Positron emission tomography (PET) with glucose has shown decreased cerebral glucose metabolism in the anterior temporo-frontal regions in patients with dissociative amnesia. These brain regions are known to be related to autobiography memory recall.

Water-based PET scans were also used in patients with dissociative amnesia to study which brain regions are activated when previous life experiences are presented to the patient compared to healthy controls.

Healthy controls usually have right temporo-frontal activation whereas patients with dissociative amnesia show left temporo-frontal activation. This finding has been explained based on our current understanding of the lateralization of the human brain, i.e. the activation of the left hemispheric regions is suggestive of the neutral perception of the patient’s own experiences rather than perceiving them as his or her own memories.

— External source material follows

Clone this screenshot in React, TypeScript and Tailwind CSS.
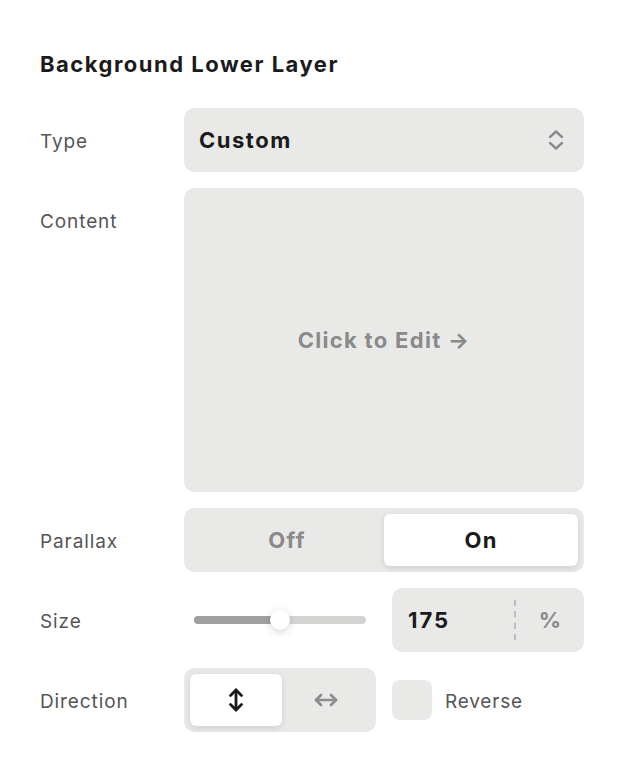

The right inferior frontal regions and the right prefrontal cortex were also showing hypometabolism on glucose PET in patients with dissociative amnesia. Later, these same patients underwent magnetic resonance spectroscopy (MRS) brain imaging of the same regions and they were found to have an impairment in the GABA/Glutamate ratios in that same region.

This finding is very important and very recent as it can have implications for the treatment of dissociative amnesia and in helping these patients recall the lost events, i.e. it seems that dissociative amnesia is after all an inhibition/excitation imbalance disorder that is localized to certain cortical regions.

Treatment of Dissociative Amnesia

Medical treatment of dissociative amnesia largely relies on the management of the associated depression with antidepressants and the performance of drug-assisted interviews. Drug-assisted interviews with barbiturates or benzodiazepines can help in the retrieval of certainly lost memories that can be the trigger of the amnesia.

When the patient recalls certain traumatic events or memories, it should be noted that the risk of suicide increased significantly. Electroconvulsive therapy is either ineffective or harmful in dissociative amnesia. New approaches that are known to affect the inhibition/excitation balance in specific targeted brain regions such as transcranial direct current stimulation or transcranial magnetic stimulation are being tested as potential treatments for dissociative amnesia.

Hypnosis and hypnotherapy have shown some efficacy in helping the patients remember the traumatic events that led to this state. Psychotherapy should first aim to the stabilization of the patient and the reduction of the symptoms. The next step should be the identification of the causes of the dissociation and understanding that dissociation usually happens due to certain wrong ideation or thinking mechanisms, i.e. a rape victim might blame herself. Addressing these issues especially in group therapy has been shown to be helpful.